>> BEGIN
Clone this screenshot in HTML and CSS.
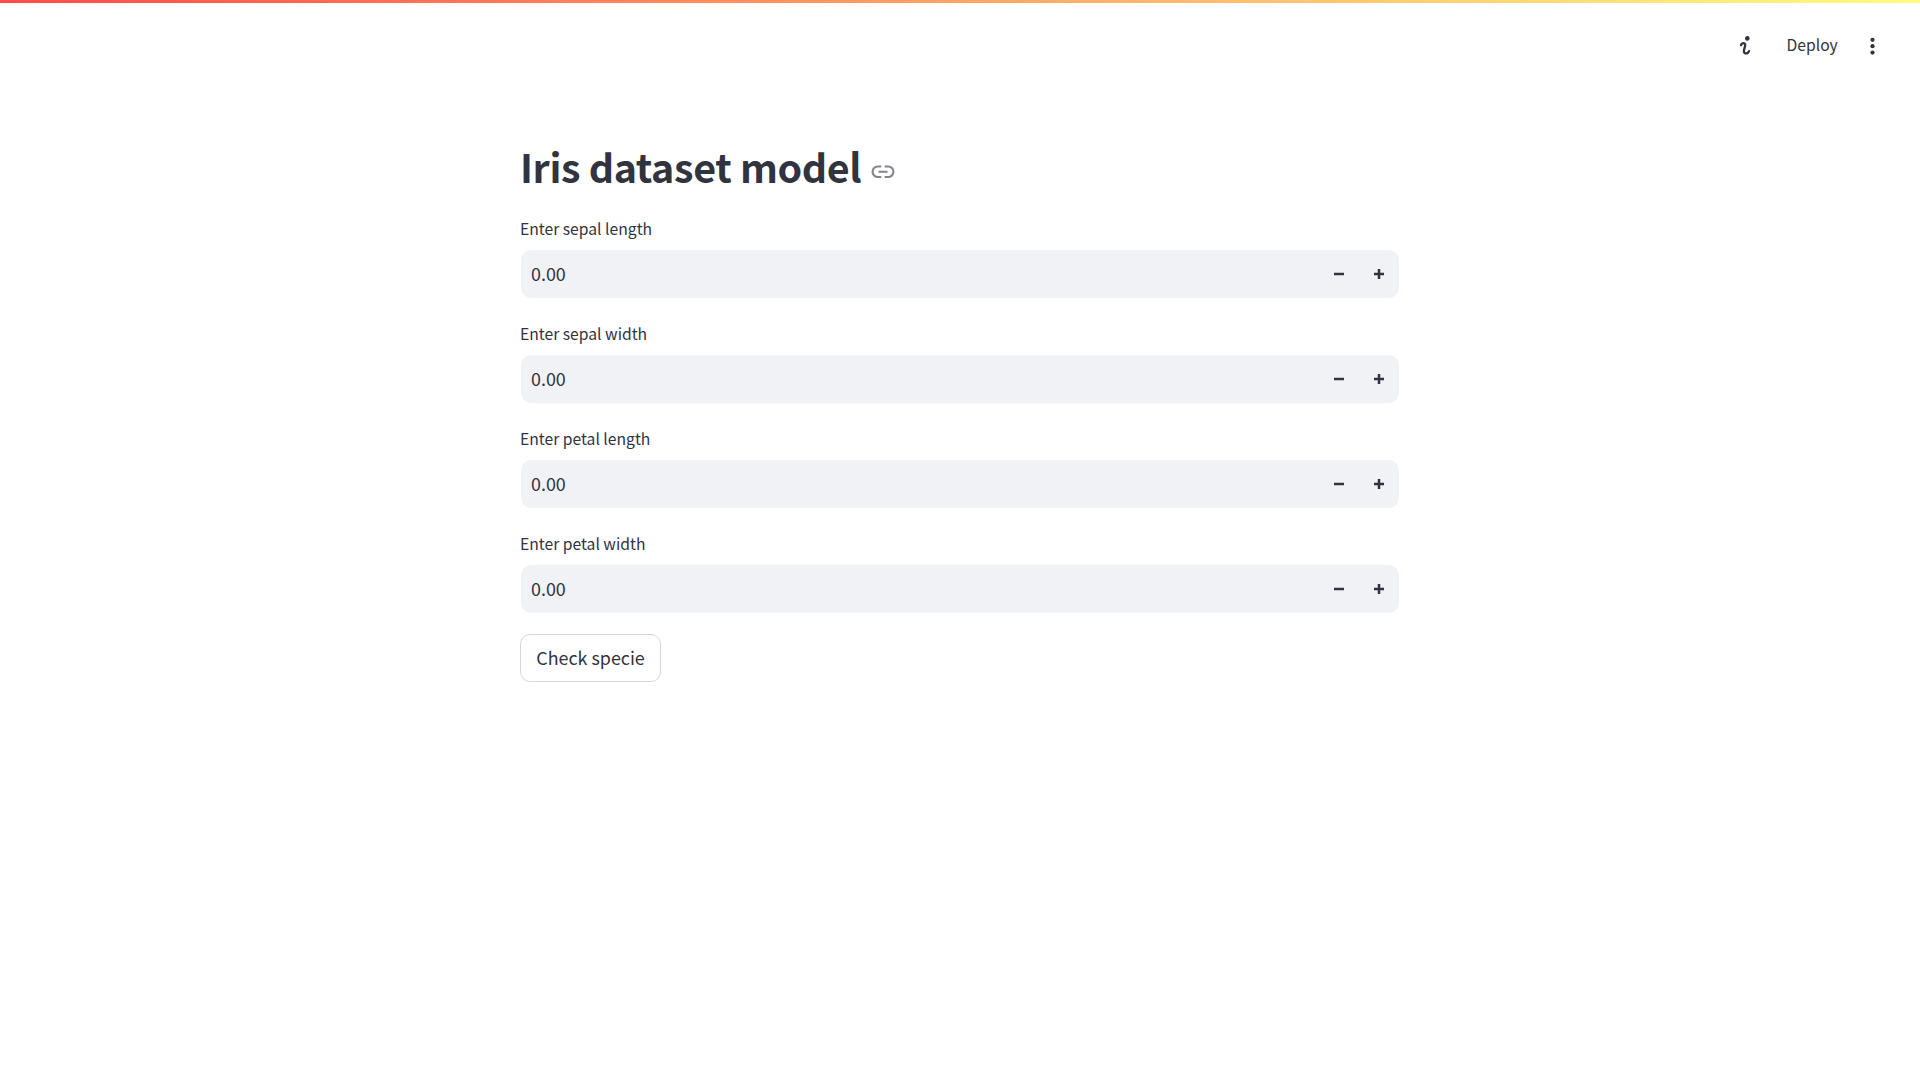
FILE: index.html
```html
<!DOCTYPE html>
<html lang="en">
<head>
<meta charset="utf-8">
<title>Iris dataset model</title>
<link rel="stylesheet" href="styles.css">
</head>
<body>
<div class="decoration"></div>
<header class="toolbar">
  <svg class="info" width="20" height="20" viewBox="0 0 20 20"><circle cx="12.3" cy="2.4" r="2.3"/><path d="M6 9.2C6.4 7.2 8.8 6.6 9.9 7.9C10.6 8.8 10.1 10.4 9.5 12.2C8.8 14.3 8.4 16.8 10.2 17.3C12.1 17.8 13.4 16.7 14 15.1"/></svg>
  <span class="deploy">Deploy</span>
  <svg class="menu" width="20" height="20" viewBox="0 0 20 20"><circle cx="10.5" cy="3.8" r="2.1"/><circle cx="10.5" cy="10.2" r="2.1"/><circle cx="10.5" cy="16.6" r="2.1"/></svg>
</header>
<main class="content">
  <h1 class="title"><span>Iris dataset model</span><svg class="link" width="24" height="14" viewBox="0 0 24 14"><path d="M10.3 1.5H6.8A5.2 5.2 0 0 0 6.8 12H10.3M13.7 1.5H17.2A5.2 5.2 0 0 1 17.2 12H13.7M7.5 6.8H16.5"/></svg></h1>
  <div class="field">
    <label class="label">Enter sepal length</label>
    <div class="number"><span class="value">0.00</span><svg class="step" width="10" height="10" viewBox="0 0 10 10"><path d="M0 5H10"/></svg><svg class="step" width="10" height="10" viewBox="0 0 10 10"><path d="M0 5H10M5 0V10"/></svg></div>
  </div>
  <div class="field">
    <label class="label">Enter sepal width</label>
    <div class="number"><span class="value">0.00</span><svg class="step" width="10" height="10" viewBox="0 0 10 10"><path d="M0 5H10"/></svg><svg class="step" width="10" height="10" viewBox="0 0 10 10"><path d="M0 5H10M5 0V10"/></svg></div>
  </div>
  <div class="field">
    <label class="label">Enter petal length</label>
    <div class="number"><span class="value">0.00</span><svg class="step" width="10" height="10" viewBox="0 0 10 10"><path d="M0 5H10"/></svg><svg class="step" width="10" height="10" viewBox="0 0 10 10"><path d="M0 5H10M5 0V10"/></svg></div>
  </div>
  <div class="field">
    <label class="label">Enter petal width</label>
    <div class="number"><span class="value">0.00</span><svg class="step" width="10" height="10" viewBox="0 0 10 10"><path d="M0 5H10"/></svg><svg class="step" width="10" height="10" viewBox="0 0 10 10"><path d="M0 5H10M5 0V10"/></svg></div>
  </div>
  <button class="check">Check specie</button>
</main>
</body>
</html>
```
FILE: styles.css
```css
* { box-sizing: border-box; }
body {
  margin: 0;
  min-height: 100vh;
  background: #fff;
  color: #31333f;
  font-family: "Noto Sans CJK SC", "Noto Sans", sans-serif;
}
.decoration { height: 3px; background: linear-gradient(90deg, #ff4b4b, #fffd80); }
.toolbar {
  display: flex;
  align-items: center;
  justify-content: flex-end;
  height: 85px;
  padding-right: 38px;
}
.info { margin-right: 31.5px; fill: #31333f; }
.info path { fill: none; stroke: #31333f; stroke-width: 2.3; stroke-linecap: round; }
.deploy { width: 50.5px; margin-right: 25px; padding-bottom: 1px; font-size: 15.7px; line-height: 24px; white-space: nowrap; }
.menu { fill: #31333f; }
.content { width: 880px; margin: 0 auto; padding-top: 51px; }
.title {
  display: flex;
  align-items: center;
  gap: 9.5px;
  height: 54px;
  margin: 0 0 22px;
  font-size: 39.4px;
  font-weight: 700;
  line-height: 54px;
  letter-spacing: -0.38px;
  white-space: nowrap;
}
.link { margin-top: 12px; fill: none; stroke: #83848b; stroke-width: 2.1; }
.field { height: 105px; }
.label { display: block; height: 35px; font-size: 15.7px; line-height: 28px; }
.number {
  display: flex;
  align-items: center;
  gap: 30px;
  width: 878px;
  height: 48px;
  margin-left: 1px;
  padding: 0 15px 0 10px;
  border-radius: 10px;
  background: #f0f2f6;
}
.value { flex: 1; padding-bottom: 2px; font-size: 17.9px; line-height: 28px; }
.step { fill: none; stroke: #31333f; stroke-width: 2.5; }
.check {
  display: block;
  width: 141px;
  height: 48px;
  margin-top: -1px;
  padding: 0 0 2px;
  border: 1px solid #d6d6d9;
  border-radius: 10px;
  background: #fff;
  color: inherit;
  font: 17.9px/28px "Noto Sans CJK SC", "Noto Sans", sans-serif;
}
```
>> END
>> BEGIN
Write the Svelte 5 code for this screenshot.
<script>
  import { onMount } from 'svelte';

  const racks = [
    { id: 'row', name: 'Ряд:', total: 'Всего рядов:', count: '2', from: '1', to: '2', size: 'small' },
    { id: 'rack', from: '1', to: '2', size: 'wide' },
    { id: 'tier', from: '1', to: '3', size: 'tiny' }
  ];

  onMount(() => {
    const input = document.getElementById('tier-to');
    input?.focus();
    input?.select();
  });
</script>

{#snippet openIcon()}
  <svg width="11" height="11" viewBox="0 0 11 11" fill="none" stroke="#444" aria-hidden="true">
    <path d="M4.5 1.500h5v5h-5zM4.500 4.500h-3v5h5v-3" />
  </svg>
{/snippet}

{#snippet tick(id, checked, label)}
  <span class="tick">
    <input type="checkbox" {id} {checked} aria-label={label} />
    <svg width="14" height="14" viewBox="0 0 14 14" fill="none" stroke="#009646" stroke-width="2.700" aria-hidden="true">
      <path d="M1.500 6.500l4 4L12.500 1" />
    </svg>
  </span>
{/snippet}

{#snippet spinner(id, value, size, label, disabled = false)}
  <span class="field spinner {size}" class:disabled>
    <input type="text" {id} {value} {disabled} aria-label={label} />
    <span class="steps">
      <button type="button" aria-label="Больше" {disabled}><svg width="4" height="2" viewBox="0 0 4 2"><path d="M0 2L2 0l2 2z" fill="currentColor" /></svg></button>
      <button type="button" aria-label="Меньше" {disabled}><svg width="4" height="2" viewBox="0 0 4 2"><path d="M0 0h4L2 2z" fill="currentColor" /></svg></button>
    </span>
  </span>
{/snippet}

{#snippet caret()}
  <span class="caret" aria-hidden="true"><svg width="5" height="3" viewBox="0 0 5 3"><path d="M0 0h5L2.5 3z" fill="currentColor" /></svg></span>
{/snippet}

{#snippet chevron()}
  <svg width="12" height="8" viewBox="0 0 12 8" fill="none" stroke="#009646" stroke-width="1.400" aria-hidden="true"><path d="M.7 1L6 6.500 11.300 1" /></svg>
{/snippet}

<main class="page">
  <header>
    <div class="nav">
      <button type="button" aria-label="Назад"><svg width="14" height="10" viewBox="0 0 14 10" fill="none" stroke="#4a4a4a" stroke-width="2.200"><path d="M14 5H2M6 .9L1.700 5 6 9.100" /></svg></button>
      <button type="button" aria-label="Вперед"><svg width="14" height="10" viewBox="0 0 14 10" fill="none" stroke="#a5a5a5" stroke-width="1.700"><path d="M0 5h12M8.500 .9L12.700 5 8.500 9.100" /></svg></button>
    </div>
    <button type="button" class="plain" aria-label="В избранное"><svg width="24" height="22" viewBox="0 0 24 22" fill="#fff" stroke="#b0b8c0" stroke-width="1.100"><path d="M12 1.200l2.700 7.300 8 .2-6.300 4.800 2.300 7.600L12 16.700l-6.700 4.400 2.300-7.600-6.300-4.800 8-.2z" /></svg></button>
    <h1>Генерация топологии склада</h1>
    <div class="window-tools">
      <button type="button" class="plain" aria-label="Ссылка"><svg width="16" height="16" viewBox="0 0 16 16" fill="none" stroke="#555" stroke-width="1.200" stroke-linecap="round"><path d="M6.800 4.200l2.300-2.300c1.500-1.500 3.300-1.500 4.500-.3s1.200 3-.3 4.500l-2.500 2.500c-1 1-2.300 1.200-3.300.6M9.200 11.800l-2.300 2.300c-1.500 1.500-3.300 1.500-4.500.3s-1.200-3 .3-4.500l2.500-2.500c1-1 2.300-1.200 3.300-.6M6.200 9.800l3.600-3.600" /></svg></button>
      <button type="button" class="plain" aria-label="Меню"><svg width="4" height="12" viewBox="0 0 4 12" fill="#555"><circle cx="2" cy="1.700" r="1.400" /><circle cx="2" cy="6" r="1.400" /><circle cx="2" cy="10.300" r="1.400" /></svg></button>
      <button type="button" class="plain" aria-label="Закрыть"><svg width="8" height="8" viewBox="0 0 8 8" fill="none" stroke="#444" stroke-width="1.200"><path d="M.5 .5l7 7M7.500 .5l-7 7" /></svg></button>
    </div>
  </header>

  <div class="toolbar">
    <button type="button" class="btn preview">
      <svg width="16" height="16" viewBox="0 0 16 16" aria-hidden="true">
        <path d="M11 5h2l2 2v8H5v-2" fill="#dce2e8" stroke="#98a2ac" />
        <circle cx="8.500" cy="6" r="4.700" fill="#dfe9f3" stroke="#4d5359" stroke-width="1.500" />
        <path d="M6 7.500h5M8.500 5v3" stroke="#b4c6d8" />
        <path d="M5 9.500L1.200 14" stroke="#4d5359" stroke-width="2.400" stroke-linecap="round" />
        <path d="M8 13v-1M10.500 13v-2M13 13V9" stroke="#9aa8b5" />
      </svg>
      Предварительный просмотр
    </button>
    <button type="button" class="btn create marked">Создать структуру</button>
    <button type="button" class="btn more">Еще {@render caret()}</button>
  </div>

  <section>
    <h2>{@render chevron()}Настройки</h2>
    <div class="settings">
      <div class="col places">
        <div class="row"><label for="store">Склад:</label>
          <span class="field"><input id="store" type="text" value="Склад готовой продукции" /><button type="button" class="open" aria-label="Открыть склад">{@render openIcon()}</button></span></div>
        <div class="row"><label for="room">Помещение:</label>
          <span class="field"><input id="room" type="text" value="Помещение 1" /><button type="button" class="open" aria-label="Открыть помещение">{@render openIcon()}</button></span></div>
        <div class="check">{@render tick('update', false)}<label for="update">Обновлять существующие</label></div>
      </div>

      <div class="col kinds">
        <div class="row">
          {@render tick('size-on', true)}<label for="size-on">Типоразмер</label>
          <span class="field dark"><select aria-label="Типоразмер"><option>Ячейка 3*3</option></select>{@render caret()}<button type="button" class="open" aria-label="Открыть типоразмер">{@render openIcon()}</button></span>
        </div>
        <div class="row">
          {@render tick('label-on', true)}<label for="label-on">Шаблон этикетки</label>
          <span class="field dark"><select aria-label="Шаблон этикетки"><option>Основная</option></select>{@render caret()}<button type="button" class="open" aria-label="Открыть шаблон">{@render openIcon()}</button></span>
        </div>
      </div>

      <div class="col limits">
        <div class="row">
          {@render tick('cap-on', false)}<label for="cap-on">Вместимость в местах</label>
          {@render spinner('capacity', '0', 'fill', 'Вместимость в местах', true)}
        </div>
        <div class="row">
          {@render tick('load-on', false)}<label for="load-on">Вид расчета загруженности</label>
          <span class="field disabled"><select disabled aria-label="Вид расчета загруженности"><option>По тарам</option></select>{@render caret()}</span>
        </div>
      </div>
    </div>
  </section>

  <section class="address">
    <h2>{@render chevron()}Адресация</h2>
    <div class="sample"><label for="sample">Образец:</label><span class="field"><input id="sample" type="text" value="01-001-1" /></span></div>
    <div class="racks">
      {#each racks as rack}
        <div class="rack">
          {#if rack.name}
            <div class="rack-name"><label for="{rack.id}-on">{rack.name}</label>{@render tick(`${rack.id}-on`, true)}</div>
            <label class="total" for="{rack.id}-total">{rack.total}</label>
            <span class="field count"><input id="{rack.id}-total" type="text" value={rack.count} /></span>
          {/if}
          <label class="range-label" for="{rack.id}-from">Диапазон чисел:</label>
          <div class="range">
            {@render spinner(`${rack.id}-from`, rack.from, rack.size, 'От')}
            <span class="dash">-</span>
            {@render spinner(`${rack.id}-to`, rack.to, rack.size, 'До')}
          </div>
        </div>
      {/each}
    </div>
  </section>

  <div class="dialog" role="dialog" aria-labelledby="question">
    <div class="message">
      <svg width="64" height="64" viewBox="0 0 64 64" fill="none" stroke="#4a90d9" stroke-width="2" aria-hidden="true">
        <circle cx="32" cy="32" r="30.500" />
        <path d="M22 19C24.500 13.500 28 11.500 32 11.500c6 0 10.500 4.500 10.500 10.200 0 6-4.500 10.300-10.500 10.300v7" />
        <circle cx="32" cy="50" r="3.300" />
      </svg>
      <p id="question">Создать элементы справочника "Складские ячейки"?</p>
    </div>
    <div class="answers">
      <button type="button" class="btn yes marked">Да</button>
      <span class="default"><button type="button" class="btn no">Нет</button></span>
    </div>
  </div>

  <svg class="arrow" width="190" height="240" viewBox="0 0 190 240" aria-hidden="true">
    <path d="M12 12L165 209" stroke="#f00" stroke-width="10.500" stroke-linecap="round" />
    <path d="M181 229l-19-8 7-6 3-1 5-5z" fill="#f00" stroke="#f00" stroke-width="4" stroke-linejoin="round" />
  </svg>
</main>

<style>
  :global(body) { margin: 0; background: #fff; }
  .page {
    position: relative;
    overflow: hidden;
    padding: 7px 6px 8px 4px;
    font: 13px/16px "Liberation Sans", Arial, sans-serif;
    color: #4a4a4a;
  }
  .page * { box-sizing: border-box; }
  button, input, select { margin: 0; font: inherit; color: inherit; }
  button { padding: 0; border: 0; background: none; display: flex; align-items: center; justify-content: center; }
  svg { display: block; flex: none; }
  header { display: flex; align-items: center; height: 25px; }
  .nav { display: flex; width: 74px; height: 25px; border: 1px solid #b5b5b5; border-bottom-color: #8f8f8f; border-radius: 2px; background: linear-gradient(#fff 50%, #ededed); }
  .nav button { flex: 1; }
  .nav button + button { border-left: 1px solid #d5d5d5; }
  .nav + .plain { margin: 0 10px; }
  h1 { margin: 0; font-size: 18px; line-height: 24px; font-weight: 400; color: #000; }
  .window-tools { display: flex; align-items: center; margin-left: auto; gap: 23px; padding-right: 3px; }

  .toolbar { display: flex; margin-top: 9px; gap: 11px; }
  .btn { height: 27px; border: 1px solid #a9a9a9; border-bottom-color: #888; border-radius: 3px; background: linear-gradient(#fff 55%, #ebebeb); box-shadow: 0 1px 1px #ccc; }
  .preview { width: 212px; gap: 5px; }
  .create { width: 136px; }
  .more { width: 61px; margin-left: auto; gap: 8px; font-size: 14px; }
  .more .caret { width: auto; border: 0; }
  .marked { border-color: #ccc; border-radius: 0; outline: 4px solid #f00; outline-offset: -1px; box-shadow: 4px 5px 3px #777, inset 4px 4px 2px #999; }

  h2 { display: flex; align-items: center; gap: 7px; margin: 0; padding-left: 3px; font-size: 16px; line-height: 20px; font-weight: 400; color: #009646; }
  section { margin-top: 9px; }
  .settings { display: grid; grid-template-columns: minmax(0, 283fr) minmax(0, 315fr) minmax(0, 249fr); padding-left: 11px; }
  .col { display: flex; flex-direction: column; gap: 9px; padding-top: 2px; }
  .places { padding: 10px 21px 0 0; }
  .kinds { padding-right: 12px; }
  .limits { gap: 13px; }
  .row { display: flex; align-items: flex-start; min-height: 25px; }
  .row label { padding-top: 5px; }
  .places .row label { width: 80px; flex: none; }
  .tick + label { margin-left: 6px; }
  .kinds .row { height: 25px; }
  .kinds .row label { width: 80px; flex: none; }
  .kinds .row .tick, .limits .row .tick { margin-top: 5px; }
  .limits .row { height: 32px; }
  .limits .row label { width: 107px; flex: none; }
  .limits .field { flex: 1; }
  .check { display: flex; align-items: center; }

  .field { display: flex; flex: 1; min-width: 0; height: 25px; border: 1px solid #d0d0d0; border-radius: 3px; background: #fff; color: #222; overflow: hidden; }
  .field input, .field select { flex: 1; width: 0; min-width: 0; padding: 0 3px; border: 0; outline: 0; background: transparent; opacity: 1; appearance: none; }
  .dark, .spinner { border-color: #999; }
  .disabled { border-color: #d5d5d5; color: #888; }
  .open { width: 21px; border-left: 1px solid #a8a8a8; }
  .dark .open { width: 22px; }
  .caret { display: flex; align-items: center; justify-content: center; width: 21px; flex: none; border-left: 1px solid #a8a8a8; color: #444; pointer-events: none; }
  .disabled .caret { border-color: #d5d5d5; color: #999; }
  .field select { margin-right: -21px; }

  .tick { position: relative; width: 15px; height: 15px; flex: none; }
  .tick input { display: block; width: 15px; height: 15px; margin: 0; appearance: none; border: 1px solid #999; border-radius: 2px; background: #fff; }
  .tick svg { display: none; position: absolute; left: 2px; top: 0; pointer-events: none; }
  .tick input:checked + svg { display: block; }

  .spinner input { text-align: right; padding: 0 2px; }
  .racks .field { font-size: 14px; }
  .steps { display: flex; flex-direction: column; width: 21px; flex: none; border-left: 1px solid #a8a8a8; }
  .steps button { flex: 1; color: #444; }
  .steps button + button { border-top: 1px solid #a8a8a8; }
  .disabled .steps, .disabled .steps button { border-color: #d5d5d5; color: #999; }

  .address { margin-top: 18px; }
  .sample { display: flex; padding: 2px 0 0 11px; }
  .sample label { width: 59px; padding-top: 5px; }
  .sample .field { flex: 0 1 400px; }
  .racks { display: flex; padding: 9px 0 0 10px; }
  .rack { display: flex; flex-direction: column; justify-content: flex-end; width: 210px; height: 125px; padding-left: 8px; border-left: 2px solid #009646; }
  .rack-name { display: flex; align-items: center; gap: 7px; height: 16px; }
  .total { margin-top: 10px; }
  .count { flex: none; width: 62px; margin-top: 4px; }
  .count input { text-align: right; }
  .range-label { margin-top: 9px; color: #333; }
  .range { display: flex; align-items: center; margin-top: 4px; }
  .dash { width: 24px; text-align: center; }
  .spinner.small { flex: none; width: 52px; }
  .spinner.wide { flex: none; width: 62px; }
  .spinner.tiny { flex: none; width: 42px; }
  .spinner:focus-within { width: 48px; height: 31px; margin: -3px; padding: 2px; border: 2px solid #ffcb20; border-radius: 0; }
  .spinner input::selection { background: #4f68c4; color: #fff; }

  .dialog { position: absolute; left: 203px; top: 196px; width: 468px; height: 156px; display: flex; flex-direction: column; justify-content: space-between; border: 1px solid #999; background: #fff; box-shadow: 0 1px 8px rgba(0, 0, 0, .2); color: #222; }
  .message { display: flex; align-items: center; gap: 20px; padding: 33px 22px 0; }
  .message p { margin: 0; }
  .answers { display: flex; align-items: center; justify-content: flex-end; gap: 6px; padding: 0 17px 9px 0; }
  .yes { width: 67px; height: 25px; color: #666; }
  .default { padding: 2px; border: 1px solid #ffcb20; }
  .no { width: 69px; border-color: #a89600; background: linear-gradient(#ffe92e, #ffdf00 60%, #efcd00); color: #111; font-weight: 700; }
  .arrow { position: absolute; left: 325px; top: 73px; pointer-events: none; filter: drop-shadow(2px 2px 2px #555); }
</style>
>> END
Within the material above, find the lines that contain the word "screenshot"; copy them.

Clone this screenshot in HTML and CSS.
Write the Svelte 5 code for this screenshot.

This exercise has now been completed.